I think this is the same bug as https://github.com/CliMA/Oceananigans.jl/issues/2770

josuemtzmo commented 6 months ago

I'm a bit confused, I managed to solve the issue by changing manually the grid passed to output_indices at: https://github.com/CliMA/Oceananigans.jl/blob/e243e5b44ea0c4570ae427bdce1d68dc29594f24/src/OutputWriters/output_construction.jl#L32-L42 For example, in the example provided by @navidcy:

julia> size(grid)
(5, 5, 4)

That is passed to the output_indices function that outputs the indices (1:5, 1:5, 1:5) or (4:8, 4:8, 4:8) once the halos are taken into account. The way I managed to save $\eta$ in a hacky way was by changing the size(grid) to (5, 5, -1), so it outputs the surface index in z, since the size(eta) is (5, 5, 1) My two ideas on how to fixing this are:

Before I do any of this changes, I don't understand how are the halos (applied in all directions) implemented in a surface such as $\eta$? I guess the same will apply to any flux at the surface right?

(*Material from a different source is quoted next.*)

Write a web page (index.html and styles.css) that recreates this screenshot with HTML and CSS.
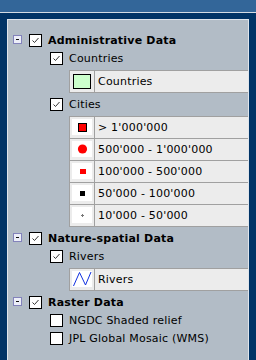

Do you have any other way to fix this?

glwagner commented 6 months ago

There is definitely a wrong assumption somewhere in this pipeline.

Maybe we can focus on this:

since it try to access the indexes (4:8, 4:8, 4:5) rather than (4:8, 4:8, 1:0)

First of all I think this means that we are using with_halo=true? Just want to confirm that.

Second there is a typo right @josuemtzmo ? You meant to say that the indices should be (4:8, 4:8, 1:1)?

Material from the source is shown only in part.